### WHAT YOU WILL DO
Reproduce the records. Keep every word exact and include no images.
--- start of PROVIDED RECORDS ---
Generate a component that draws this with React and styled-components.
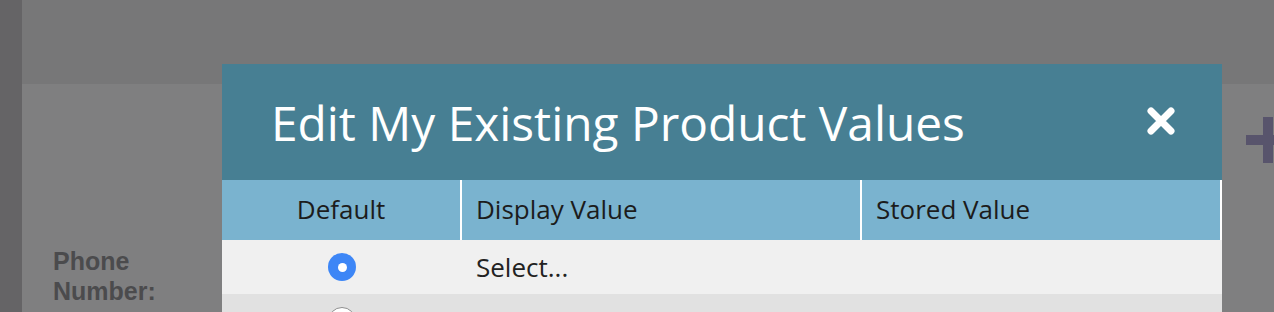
import React from "react";
import styled, { createGlobalStyle } from "styled-components";

const Global = createGlobalStyle`
  html, body { margin: 0; padding: 0; overflow: hidden; }
  body { width: 1274px; height: 312px; background: #7f7f80; }
`;

const Page = styled.div`
  position: relative;
  display: flex;
  width: 1274px;
  height: 312px;
  overflow: hidden;
`;

const SideStrip = styled.div`
  width: 22px;
  flex: none;
  background: #656466;
`;

const Main = styled.div`
  flex: 1;
  display: flex;
  flex-direction: column;
`;

const TopBar = styled.div`
  height: 84px;
  background: #777778;
`;

const Content = styled.div`
  flex: 1;
  background: #7f7f80;
  padding: 162px 0 0 31px;
`;

const FieldLabel = styled.div`
  font-family: "Liberation Sans", Arial, sans-serif;
  font-weight: 700;
  font-size: 25px;
  line-height: 30px;
  color: #4b4b4d;
  width: 140px;
`;

const PlusIcon = styled.svg`
  position: absolute;
  left: 1245px;
  top: 116px;
  filter: blur(0.5px);
`;

const Modal = styled.div`
  position: absolute;
  left: 222px;
  top: 64px;
  width: 1000px;
  font-family: "Open Sans", "Noto Sans", sans-serif;
`;

const ModalHeader = styled.div`
  height: 116px;
  background: #477f93;
  display: flex;
  align-items: center;
  justify-content: space-between;
  padding: 0 46px 0 49px;
  box-sizing: border-box;
`;

const Title = styled.h1`
  margin: 0;
  font-weight: 400;
  font-size: 47.8px;
  color: #ffffff;
  margin-top: 0;
`;

const CloseIcon = styled.svg`
  filter: blur(0.6px);
  margin-top: -2px;
`;

const Row = styled.div`
  display: grid;
  grid-template-columns: 240px 400px 360px;
  height: ${(p) => p.$h}px;
  background: ${(p) => p.$bg};
`;

const HeadCell = styled.div`
  display: flex;
  align-items: center;
  justify-content: ${(p) => (p.$center ? "center" : "flex-start")};
  padding-left: ${(p) => (p.$center ? 0 : 14)}px;
  padding-bottom: 2px;
  border-right: 2px solid #ffffff;
  font-size: 26px;
  color: #1c1c1c;
`;

const Cell = styled.div`
  display: flex;
  align-items: center;
  justify-content: ${(p) => (p.$center ? "center" : "flex-start")};
  padding-left: ${(p) => (p.$center ? 0 : 14)}px;
  font-size: 26px;
  color: #222222;
`;

const Radio = styled.span`
  width: 28px;
  height: 28px;
  border-radius: 50%;
  box-sizing: border-box;
  display: inline-flex;
  align-items: center;
  justify-content: center;
  background: ${(p) => (p.$checked ? "#3d86f6" : "#ffffff")};
  border: ${(p) => (p.$checked ? "none" : "1.5px solid #8e8e8e")};
  &::after {
    content: "";
    width: 9px;
    height: 9px;
    border-radius: 50%;
    background: #ffffff;
    display: ${(p) => (p.$checked ? "block" : "none")};
  }
`;

const rows = [
  { checked: true, display: "Select...", stored: "", bg: "#f0f0f0" },
  { checked: false, display: "Pay Per Sale", stored: "Pay Per Sale", bg: "#e1e1e1" },
];

export default function App() {
  return (
    <>
      <Global />
      <Page>
        <SideStrip />
        <Main>
          <TopBar />
          <Content>
            <FieldLabel>Phone Number:</FieldLabel>
          </Content>
        </Main>
        <PlusIcon width="48" height="48" viewBox="0 0 48 48">
          <rect x="1" y="19" width="46" height="10" fill="#58546c" />
          <rect x="18" y="1" width="10" height="46" fill="#58546c" />
        </PlusIcon>
        <Modal>
          <ModalHeader>
            <Title>Edit My Existing Product Values</Title>
            <CloseIcon width="30" height="30" viewBox="0 0 30 30">
              <path
                d="M5 5 L25 25 M25 5 L5 25"
                stroke="#ffffff"
                strokeWidth="7"
                strokeLinecap="round"
              />
            </CloseIcon>
          </ModalHeader>
          <Row $h={60} $bg="#7ab3cf">
            <HeadCell $center>Default</HeadCell>
            <HeadCell>Display Value</HeadCell>
            <HeadCell>Stored Value</HeadCell>
          </Row>
          {rows.map((r, i) => (
            <Row key={i} $h={54} $bg={r.bg}>
              <Cell $center>
                <Radio $checked={r.checked} />
              </Cell>
              <Cell>{r.display}</Cell>
              <Cell>{r.stored}</Cell>
            </Row>
          ))}
        </Modal>
      </Page>
    </>
  );
}
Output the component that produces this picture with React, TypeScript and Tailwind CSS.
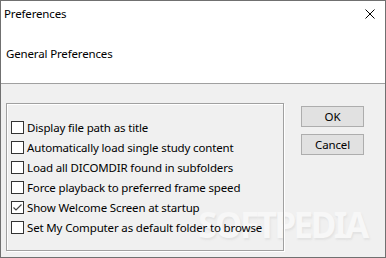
import React from "react";

const options = [
  { label: "Display file path as title", checked: false },
  { label: "Automatically load single study content", checked: false },
  { label: "Load all DICOMDIR found in subfolders", checked: false },
  { label: "Force playback to preferred frame speed", checked: false },
  { label: "Show Welcome Screen at startup", checked: true },
  { label: "Set My Computer as default folder to browse", checked: false },
];

const CheckBox = ({ checked }: { checked: boolean }) => (
  <div className="w-[13px] h-[13px] border border-[#333333] bg-white flex items-center justify-center shrink-0">
    {checked && (
      <svg width="11" height="11" viewBox="0 0 11 11">
        <path d="M1.5 5.5 L4 8 L9.5 2.5" fill="none" stroke="#444" strokeWidth="1.2" />
      </svg>
    )}
  </div>
);

const App: React.FC = () => {
  return (
    <div
      className="relative w-[386px] h-[258px] border border-[#707070] bg-[#f0f0f0] flex flex-col text-[11.5px] tracking-[-0.15px] text-black overflow-hidden"
      style={{ fontFamily: '"Noto Sans", "Open Sans", sans-serif' }}
    >
      {/* watermark, painted under the dialog content */}
      <div className="absolute left-[197px] top-[198px] text-[35px] font-bold text-[#f7f7f7] [text-shadow:1px_2px_2px_#e2e2e2] tracking-[-2.5px] pointer-events-none select-none">
        SOFTPEDIA
      </div>

      {/* Title bar */}
      <div className="relative z-10 h-[26px] bg-white flex items-center justify-between pl-[3px] pr-[10px]">
        <span>Preferences</span>
        <svg width="10" height="10" viewBox="0 0 10 10">
          <path d="M0.5 0.5 L9.5 9.5 M9.5 0.5 L0.5 9.5" stroke="#000" strokeWidth="1" />
        </svg>
      </div>

      {/* Header */}
      <div className="relative z-10 h-[57px] bg-white pl-[5px] pt-[18px] border-b border-[#a0a0a0]">
        <span>General Preferences</span>
      </div>

      {/* Body */}
      <div className="relative z-10 flex-1 flex">
        <div className="ml-[5px] mt-[19px] w-[278px] h-[148px] border border-[#a0a0a0] shadow-[inset_1px_1px_0_#fff,1px_1px_0_#fff] pl-[4px] pt-[17px] flex flex-col">
          {options.map((opt) => (
            <div key={opt.label} className="h-[20px] flex items-start gap-[3px]">
              <CheckBox checked={opt.checked} />
              <span className="leading-[13px]">{opt.label}</span>
            </div>
          ))}
        </div>

        <div className="ml-[17px] mt-[22px] flex flex-col gap-[7px]">
          <button className="w-[63px] h-[21px] bg-[#e1e1e1] border border-[#adadad] leading-none">OK</button>
          <button className="w-[63px] h-[21px] bg-[#e1e1e1] border border-[#adadad] leading-none">Cancel</button>
        </div>
      </div>
    </div>
  );
};

export default App;
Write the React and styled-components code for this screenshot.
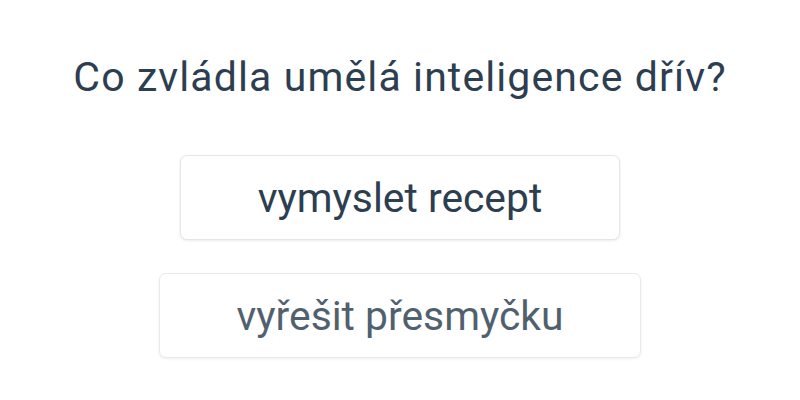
--- end of PROVIDED RECORDS ---
### WRITTEN SOLUTION
Generate a component that draws this with React and styled-components.
import React from "react";
import styled, { createGlobalStyle } from "styled-components";

const Global = createGlobalStyle`
  html, body { margin: 0; padding: 0; overflow: hidden; }
  body { width: 1274px; height: 312px; background: #7f7f80; }
`;

const Page = styled.div`
  position: relative;
  display: flex;
  width: 1274px;
  height: 312px;
  overflow: hidden;
`;

const SideStrip = styled.div`
  width: 22px;
  flex: none;
  background: #656466;
`;

const Main = styled.div`
  flex: 1;
  display: flex;
  flex-direction: column;
`;

const TopBar = styled.div`
  height: 84px;
  background: #777778;
`;

const Content = styled.div`
  flex: 1;
  background: #7f7f80;
  padding: 162px 0 0 31px;
`;

const FieldLabel = styled.div`
  font-family: "Liberation Sans", Arial, sans-serif;
  font-weight: 700;
  font-size: 25px;
  line-height: 30px;
  color: #4b4b4d;
  width: 140px;
`;

const PlusIcon = styled.svg`
  position: absolute;
  left: 1245px;
  top: 116px;
  filter: blur(0.5px);
`;

const Modal = styled.div`
  position: absolute;
  left: 222px;
  top: 64px;
  width: 1000px;
  font-family: "Open Sans", "Noto Sans", sans-serif;
`;

const ModalHeader = styled.div`
  height: 116px;
  background: #477f93;
  display: flex;
  align-items: center;
  justify-content: space-between;
  padding: 0 46px 0 49px;
  box-sizing: border-box;
`;

const Title = styled.h1`
  margin: 0;
  font-weight: 400;
  font-size: 47.8px;
  color: #ffffff;
  margin-top: 0;
`;

const CloseIcon = styled.svg`
  filter: blur(0.6px);
  margin-top: -2px;
`;

const Row = styled.div`
  display: grid;
  grid-template-columns: 240px 400px 360px;
  height: ${(p) => p.$h}px;
  background: ${(p) => p.$bg};
`;

const HeadCell = styled.div`
  display: flex;
  align-items: center;
  justify-content: ${(p) => (p.$center ? "center" : "flex-start")};
  padding-left: ${(p) => (p.$center ? 0 : 14)}px;
  padding-bottom: 2px;
  border-right: 2px solid #ffffff;
  font-size: 26px;
  color: #1c1c1c;
`;

const Cell = styled.div`
  display: flex;
  align-items: center;
  justify-content: ${(p) => (p.$center ? "center" : "flex-start")};
  padding-left: ${(p) => (p.$center ? 0 : 14)}px;
  font-size: 26px;
  color: #222222;
`;

const Radio = styled.span`
  width: 28px;
  height: 28px;
  border-radius: 50%;
  box-sizing: border-box;
  display: inline-flex;
  align-items: center;
  justify-content: center;
  background: ${(p) => (p.$checked ? "#3d86f6" : "#ffffff")};
  border: ${(p) => (p.$checked ? "none" : "1.5px solid #8e8e8e")};
  &::after {
    content: "";
    width: 9px;
    height: 9px;
    border-radius: 50%;
    background: #ffffff;
    display: ${(p) => (p.$checked ? "block" : "none")};
  }
`;

const rows = [
  { checked: true, display: "Select...", stored: "", bg: "#f0f0f0" },
  { checked: false, display: "Pay Per Sale", stored: "Pay Per Sale", bg: "#e1e1e1" },
];

export default function App() {
  return (
    <>
      <Global />
      <Page>
        <SideStrip />
        <Main>
          <TopBar />
          <Content>
            <FieldLabel>Phone Number:</FieldLabel>
          </Content>
        </Main>
        <PlusIcon width="48" height="48" viewBox="0 0 48 48">
          <rect x="1" y="19" width="46" height="10" fill="#58546c" />
          <rect x="18" y="1" width="10" height="46" fill="#58546c" />
        </PlusIcon>
        <Modal>
          <ModalHeader>
            <Title>Edit My Existing Product Values</Title>
            <CloseIcon width="30" height="30" viewBox="0 0 30 30">
              <path
                d="M5 5 L25 25 M25 5 L5 25"
                stroke="#ffffff"
                strokeWidth="7"
                strokeLinecap="round"
              />
            </CloseIcon>
          </ModalHeader>
          <Row $h={60} $bg="#7ab3cf">
            <HeadCell $center>Default</HeadCell>
            <HeadCell>Display Value</HeadCell>
            <HeadCell>Stored Value</HeadCell>
          </Row>
          {rows.map((r, i) => (
            <Row key={i} $h={54} $bg={r.bg}>
              <Cell $center>
                <Radio $checked={r.checked} />
              </Cell>
              <Cell>{r.display}</Cell>
              <Cell>{r.stored}</Cell>
            </Row>
          ))}
        </Modal>
      </Page>
    </>
  );
}
Output the component that produces this picture with React, TypeScript and Tailwind CSS.
import React from "react";

const options = [
  { label: "Display file path as title", checked: false },
  { label: "Automatically load single study content", checked: false },
  { label: "Load all DICOMDIR found in subfolders", checked: false },
  { label: "Force playback to preferred frame speed", checked: false },
  { label: "Show Welcome Screen at startup", checked: true },
  { label: "Set My Computer as default folder to browse", checked: false },
];

const CheckBox = ({ checked }: { checked: boolean }) => (
  <div className="w-[13px] h-[13px] border border-[#333333] bg-white flex items-center justify-center shrink-0">
    {checked && (
      <svg width="11" height="11" viewBox="0 0 11 11">
        <path d="M1.5 5.5 L4 8 L9.5 2.5" fill="none" stroke="#444" strokeWidth="1.2" />
      </svg>
    )}
  </div>
);

const App: React.FC = () => {
  return (
    <div
      className="relative w-[386px] h-[258px] border border-[#707070] bg-[#f0f0f0] flex flex-col text-[11.5px] tracking-[-0.15px] text-black overflow-hidden"
      style={{ fontFamily: '"Noto Sans", "Open Sans", sans-serif' }}
    >
      {/* watermark, painted under the dialog content */}
      <div className="absolute left-[197px] top-[198px] text-[35px] font-bold text-[#f7f7f7] [text-shadow:1px_2px_2px_#e2e2e2] tracking-[-2.5px] pointer-events-none select-none">
        SOFTPEDIA
      </div>

      {/* Title bar */}
      <div className="relative z-10 h-[26px] bg-white flex items-center justify-between pl-[3px] pr-[10px]">
        <span>Preferences</span>
        <svg width="10" height="10" viewBox="0 0 10 10">
          <path d="M0.5 0.5 L9.5 9.5 M9.5 0.5 L0.5 9.5" stroke="#000" strokeWidth="1" />
        </svg>
      </div>

      {/* Header */}
      <div className="relative z-10 h-[57px] bg-white pl-[5px] pt-[18px] border-b border-[#a0a0a0]">
        <span>General Preferences</span>
      </div>

      {/* Body */}
      <div className="relative z-10 flex-1 flex">
        <div className="ml-[5px] mt-[19px] w-[278px] h-[148px] border border-[#a0a0a0] shadow-[inset_1px_1px_0_#fff,1px_1px_0_#fff] pl-[4px] pt-[17px] flex flex-col">
          {options.map((opt) => (
            <div key={opt.label} className="h-[20px] flex items-start gap-[3px]">
              <CheckBox checked={opt.checked} />
              <span className="leading-[13px]">{opt.label}</span>
            </div>
          ))}
        </div>

        <div className="ml-[17px] mt-[22px] flex flex-col gap-[7px]">
          <button className="w-[63px] h-[21px] bg-[#e1e1e1] border border-[#adadad] leading-none">OK</button>
          <button className="w-[63px] h-[21px] bg-[#e1e1e1] border border-[#adadad] leading-none">Cancel</button>
        </div>
      </div>
    </div>
  );
};

export default App;
Write the React and styled-components code for this screenshot.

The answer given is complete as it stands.